By way of introducing a question that Rabbi Simlai asked Rabbi Yohanan about the laws taught in the first two Mishnayot of our perek, the Gemara tells a story about their meeting.
Rabbi Simlai came before Rabbi Yohanan. He said to him: Would the Master teach me the Book of Genealogies? The Book of Genealogies was a collection of tannaitic teachings that formed a midrash on the Book of Chronicles. Rabbi Yohanan said to him: Where are you from? He said to him: From Lod. Rabbi Yohanan further asked: And where is your present place of residence? He said to him: In Neharde’a. Rabbi Yohanan said to him: I have a tradition that we teach these subjects neither to Lodites nor to Neharde’ans, and certainly not to you who comes from Lod and your residence is in Neharde’a, such that you have both shortcomings. Rabbi Simlai pressured Rabbi Yohanan until he agreed to teach him.

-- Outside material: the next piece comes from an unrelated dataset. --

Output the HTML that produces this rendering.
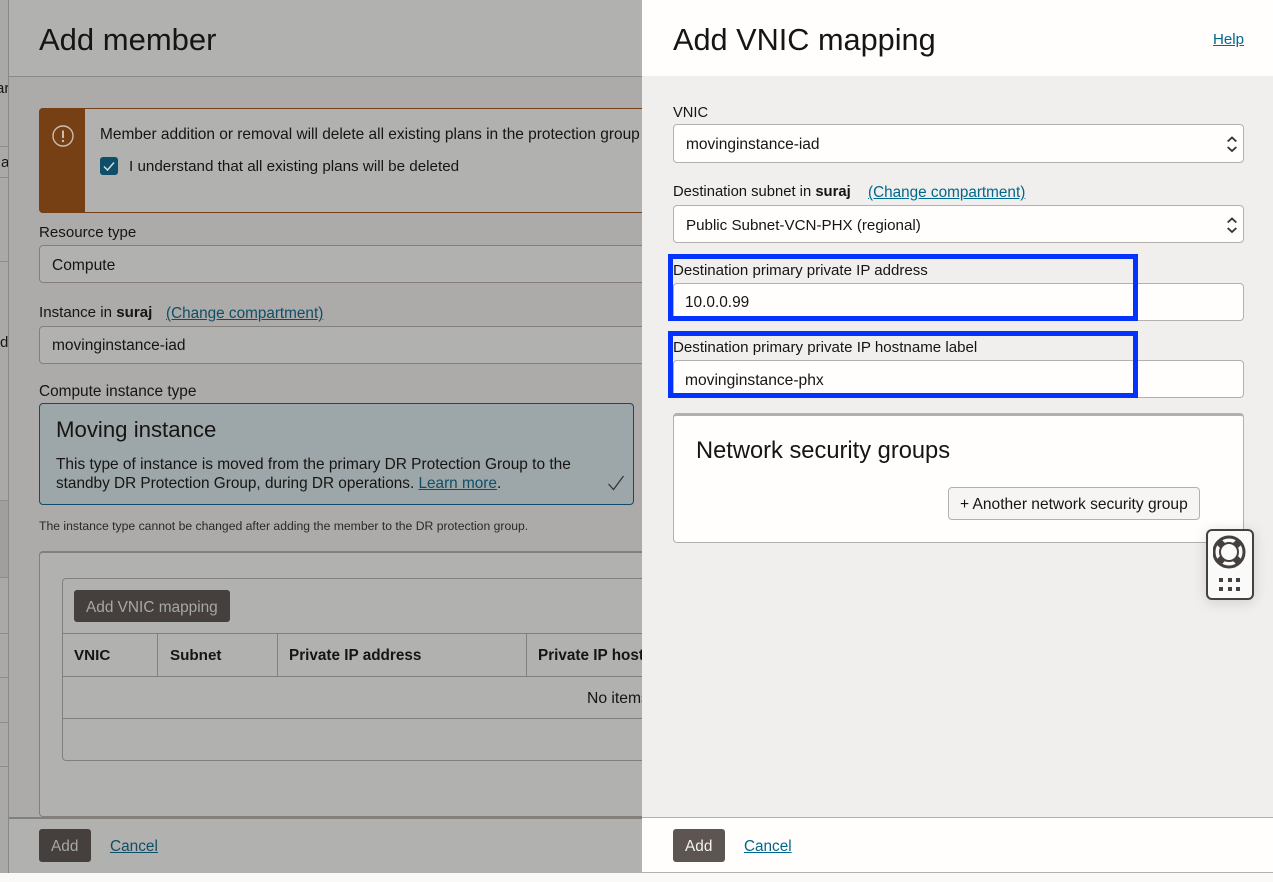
<!DOCTYPE html>
<html><head><meta charset="utf-8">
<style>
html,body{margin:0;padding:0}
body{width:1273px;height:882px;overflow:hidden;background:#fbf9f8;position:relative;font-family:"Liberation Sans",sans-serif;color:#161513}
.a{position:absolute;box-sizing:border-box}
.t{position:absolute;white-space:nowrap;font-size:15px;line-height:18px}
.l{color:#0f4e66;text-decoration:underline}
.r{color:#00688c;text-decoration:underline}
.in{position:absolute;box-sizing:border-box;background:#fffefd;border:1px solid #b5b0ab;border-radius:4px;left:673px;width:571px}
.di{position:absolute;box-sizing:border-box;background:#b1b1af;border:1px solid #83807c;border-radius:4px;left:39px;width:620px}
.b{font-weight:bold}
</style></head><body>
<!-- left region -->
<div class="a" style="left:0;top:0;width:642px;height:873px;background:#acabaa;overflow:hidden">
 <div class="a" style="left:0;top:0;width:8px;height:873px;background:#a9a9a7"></div>
 <div class="a" style="left:0;top:500px;width:8px;height:77px;background:#a09f9d"></div>
 <div class="a" style="left:0;top:146px;width:8px;height:1px;background:#8f8d8a"></div>
 <div class="a" style="left:0;top:177px;width:8px;height:1px;background:#8f8d8a"></div>
 <div class="a" style="left:0;top:261px;width:8px;height:1px;background:#8f8d8a"></div>
 <div class="a" style="left:0;top:500px;width:8px;height:1px;background:#8f8d8a"></div>
 <div class="a" style="left:0;top:577px;width:8px;height:1px;background:#8f8d8a"></div>
 <div class="a" style="left:0;top:633px;width:8px;height:1px;background:#8f8d8a"></div>
 <div class="a" style="left:0;top:677px;width:8px;height:1px;background:#8f8d8a"></div>
 <div class="a" style="left:0;top:722px;width:8px;height:1px;background:#8f8d8a"></div>
 <div class="a" style="left:0;top:766px;width:8px;height:1px;background:#8f8d8a"></div>
 <div class="t" style="left:-4px;top:80px">ar</div>
 <div class="t" style="left:1px;top:154px">a</div>
 <div class="t" style="left:0;top:334px">d</div>
 <div class="t" style="left:-3px;top:396px">:</div>
 <div class="a" style="left:8px;top:0;width:634px;height:873px;background:#acabaa;border-left:1px solid #8b8986"></div>
 <div class="a" style="left:9px;top:0;width:633px;height:77px;background:#b1b1af;border-bottom:1px solid #8b8986"></div>
 <div class="a" style="left:9px;top:817px;width:633px;height:56px;background:#b1b1af;border-top:2px solid #83807c"></div>
 <div class="t" style="left:39px;top:21px;font-size:31px;line-height:38px;color:#161513">Add member</div>

 <div class="a" style="left:39px;top:108px;width:620px;height:105px;background:#b1b1af;border:1px solid #76401a;border-radius:4px"></div>
 <div class="a" style="left:39px;top:108px;width:46px;height:105px;background:#764014;border-radius:4px 0 0 4px"></div>
 <svg class="a" style="left:52px;top:125px" width="22" height="22" viewBox="0 0 22 22"><circle cx="11" cy="11" r="10" fill="none" stroke="#c9bdb2" stroke-width="1.4"/><path d="M11 5.5v7.5" stroke="#c9bdb2" stroke-width="2"/><circle cx="11" cy="16" r="1.2" fill="#c9bdb2"/></svg>
 <div class="t" style="left:100px;top:126px;font-size:15.45px">Member addition or removal will delete all existing plans in the protection group</div>
 <div class="a" style="left:100px;top:157px;width:18px;height:18px;background:#0e4e68;border-radius:3px"></div>
 <svg class="a" style="left:100px;top:157px" width="18" height="18" viewBox="0 0 18 18"><path d="M4 9.5l3.5 3.5L14 5.5" fill="none" stroke="#d8d8d6" stroke-width="1.5"/></svg>
 <div class="t" style="left:129px;top:158px;font-size:15.2px">I understand that all existing plans will be deleted</div>

 <div class="t" style="left:39px;top:224px;font-size:15.1px">Resource type</div>
 <div class="di" style="top:245px;height:38px"></div>
 <div class="t" style="left:52px;top:257px;font-size:15.6px">Compute</div>

 <div class="t" style="left:39px;top:304px;font-size:15.1px">Instance in <span class="b">suraj</span></div>
 <div class="t l" style="left:166px;top:305px;font-size:15.3px">(Change compartment)</div>
 <div class="di" style="top:326px;height:38px"></div>
 <div class="t" style="left:52px;top:337px;font-size:15.5px">movinginstance-iad</div>

 <div class="t" style="left:39px;top:383px;font-size:15.4px">Compute instance type</div>
 <div class="a" style="left:39px;top:403px;width:595px;height:102px;background:#9da6a8;border:1px solid #0f4e66;border-radius:4px"></div>
 <div class="t" style="left:56px;top:417px;font-size:22.2px;line-height:26px">Moving instance</div>
 <div class="t" style="left:56px;top:456px;font-size:15.45px">This type of instance is moved from the primary DR Protection Group to the</div>
 <div class="t" style="left:56px;top:475px;font-size:15.35px">standby DR Protection Group, during DR operations. <span class="l">Learn more</span>.</div>
 <svg class="a" style="left:607px;top:475px" width="18" height="16" viewBox="0 0 18 16"><path d="M1.5 9l5 5.5L16.5 1" fill="none" stroke="#33312f" stroke-width="1.2"/></svg>
 <div class="t" style="left:39px;top:518px;font-size:12.2px;line-height:16px;color:#2b2926">The instance type cannot be changed after adding the member to the DR protection group.</div>

 <div class="a" style="left:39px;top:551px;width:640px;height:266px;background:#b1b1af;border:1px solid #83807c;border-top:2px solid #83807c;border-radius:4px"></div>
 <div class="a" style="left:62px;top:578px;width:620px;height:183px;border:1px solid #83807c;border-radius:4px"></div>
 <div class="a" style="left:74px;top:590px;width:156px;height:32px;background:#45403d;border-radius:3px"></div>
 <div class="t" style="left:86px;top:599px;font-size:15.4px;color:#a8a7a5">Add VNIC mapping</div>
 <div class="a" style="left:63px;top:633px;width:579px;height:1px;background:#83807c"></div>
 <div class="a" style="left:63px;top:676px;width:579px;height:1px;background:#83807c"></div>
 <div class="a" style="left:63px;top:718px;width:579px;height:1px;background:#83807c"></div>
 <div class="a" style="left:157px;top:633px;width:1px;height:44px;background:#83807c"></div>
 <div class="a" style="left:277px;top:633px;width:1px;height:44px;background:#83807c"></div>
 <div class="a" style="left:526px;top:633px;width:1px;height:44px;background:#83807c"></div>
 <div class="t b" style="left:74px;top:647px;font-size:15.2px">VNIC</div>
 <div class="t b" style="left:170px;top:647px;font-size:15.2px">Subnet</div>
 <div class="t b" style="left:289px;top:647px;font-size:15.3px">Private IP address</div>
 <div class="t b" style="left:538px;top:647px;font-size:15.3px">Private IP hostname label</div>
 <div class="t" style="left:587px;top:690px;font-size:15.7px">No items</div>

 <div class="a" style="left:39px;top:829px;width:52px;height:33px;background:#45403d;border-radius:3px"></div>
 <div class="t" style="left:51px;top:838px;font-size:15.4px;color:#a8a7a5">Add</div>
 <div class="t l" style="left:110px;top:838px;font-size:15.4px">Cancel</div>
</div>

<!-- right panel -->
<div class="a" style="left:642px;top:0;width:631px;height:873px;background:#f1efed"></div>
<div class="a" style="left:642px;top:0;width:631px;height:76px;background:#fffefd"></div>
<div class="t" style="left:673px;top:21px;font-size:30.7px;line-height:38px">Add VNIC mapping</div>
<div class="t r" style="left:1213px;top:31px;font-size:15.1px">Help</div>

<div class="t" style="left:673px;top:104px;font-size:14.7px">VNIC</div>
<div class="in" style="top:124px;height:39px"></div>
<div class="t" style="left:686px;top:136px;font-size:15.5px">movinginstance-iad</div>
<svg class="a" style="left:1225px;top:134px" width="13" height="20" viewBox="0 0 13 20"><path d="M2.7 7.5L7 3.5l4.3 4M2.7 13l4.3 4 4.3-4" fill="none" stroke="#33312f" stroke-width="1.8"/></svg>

<div class="t" style="left:673px;top:183px;font-size:14.8px">Destination subnet in <span class="b">suraj</span></div>
<div class="t r" style="left:868px;top:184px;font-size:15.3px">(Change compartment)</div>
<div class="in" style="top:205px;height:38px"></div>
<div class="t" style="left:686px;top:217px;font-size:15.15px">Public Subnet-VCN-PHX (regional)</div>
<svg class="a" style="left:1225px;top:215px" width="13" height="20" viewBox="0 0 13 20"><path d="M2.7 7.5L7 3.5l4.3 4M2.7 13l4.3 4 4.3-4" fill="none" stroke="#33312f" stroke-width="1.8"/></svg>

<div class="t" style="left:673px;top:262px;font-size:15.05px">Destination primary private IP address</div>
<div class="in" style="top:283px;height:38px"></div>
<div class="t" style="left:685px;top:294px;font-size:15.4px">10.0.0.99</div>

<div class="t" style="left:673px;top:339px;font-size:15.1px">Destination primary private IP hostname label</div>
<div class="in" style="top:360px;height:38px"></div>
<div class="t" style="left:685px;top:372px;font-size:15.6px">movinginstance-phx</div>

<div class="a" style="left:668px;top:254px;width:470px;height:67px;border:5px solid #0433ff"></div>
<div class="a" style="left:668px;top:331px;width:470px;height:67px;border:5px solid #0433ff"></div>

<div class="a" style="left:673px;top:413px;width:571px;height:130px;background:#fffefd;border:1px solid #b5b0ab;border-top:3px solid #b5b0ab;border-radius:4px"></div>
<div class="t" style="left:696px;top:437px;font-size:23.7px;line-height:28px">Network security groups</div>
<div class="a" style="left:948px;top:487px;width:252px;height:33px;background:#f6f5f3;border:1px solid #b5b0ab;border-radius:4px"></div>
<div class="t" style="left:960px;top:496px;font-size:15.55px">+ Another network security group</div>

<div class="a" style="left:642px;top:817px;width:631px;height:56px;background:#fffefd;border-top:1px solid #b5b0ab;border-bottom:1px solid #b5b0ab"></div>
<div class="a" style="left:673px;top:829px;width:52px;height:33px;background:#5d5551;border-radius:3px"></div>
<div class="t" style="left:685px;top:838px;font-size:15.4px;color:#f4f2f0">Add</div>
<div class="t r" style="left:744px;top:838px;font-size:15.3px">Cancel</div>

<!-- help widget -->
<div class="a" style="left:1206px;top:529px;width:48px;height:71px;background:#fbfafa;border:2px solid #45403d;border-radius:6px;box-shadow:0 2px 14px rgba(0,0,0,.14)"></div>
<svg class="a" style="left:1213px;top:535px" width="34" height="34" viewBox="0 0 34 34">
<path d="M5.5 6.5l5 5M26.5 6.5l-5 5M5.5 27.5l5-5M26.5 27.5l-5-5" stroke="#45403d" stroke-width="7"/>
<circle cx="16" cy="17" r="15" fill="none" stroke="#45403d" stroke-width="3"/>
<circle cx="16" cy="17" r="9" fill="#fbfafa" stroke="#45403d" stroke-width="2"/>
</svg>
<svg class="a" style="left:1219px;top:578px" width="22" height="14" viewBox="0 0 22 14" fill="#45403d" shape-rendering="crispEdges">
<rect x="0" y="0" width="4" height="4"/><rect x="9" y="0" width="4" height="4"/><rect x="17" y="0" width="4" height="4"/>
<rect x="0" y="9" width="4" height="4"/><rect x="9" y="9" width="4" height="4"/><rect x="17" y="9" width="4" height="4"/>
</svg>
</body></html>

Rabbi Simlai said to him: Teach me the Book of Genealogies in three months. Rabbi Yohanan took a clod of dirt, threw it at him, and said to him: Berurya, wife of Rabbi Meir and daughter of Rabbi Hananya ben Teradyon, was so sharp and had such a good memory that she learned three hundred halakhot in one day from three hundred Sages, and nonetheless she did not fulfill her responsibility to properly learn the Book of Genealogies in three years because it is especially long and difficult. And you say that I should teach it to you in three months? After your inappropriate request, I am not inclined to teach you at all.
Faced with this final refusal, Rabbi Simlai asks the question on our Mishnayot, which Rabbi Yohanan agrees to explain to him.
Rabbi Simlai was one of the first generation amora’im in Israel, a student of Rabbi Yehuda Nesia and Rabbi Yannai. The Talmud, and, in particular, the Jerusalem Talmud, quotes him on matters of halakha, but he is better known for his many aggadic homilies.
The Book of Genealogies (Sefer Yohasin) discussed here is a collection of baraitot, a type of midrash on Divrei HaYamim. The Geonim explain that among the material included there were the genealogies of all the families mentioned in the book, something that can easily explain its length. The midrashim had information about which families were considered to have pristine backgrounds, and who had problematic histories. Rav Yehudah Leib ha-Levi Edel writes in his Iyye ha-Yam that we find very few midrashim on Divrei haYamim in the Talmud. Apparently all of the baraitot were in this collection, which included deep explanations of the personal names that appear in the book.
Our Gemara concludes that after a time Sefer Yohasin was lost. According to the Maharsha, there developed powerful families with “skeletons in their closets” whose secrets were found in the Sefer Yohasin, leading the Sages to refrain from teaching the work publicly, and it eventually fell from use. With its passing many of the secrets and traditions that it held were forgotten.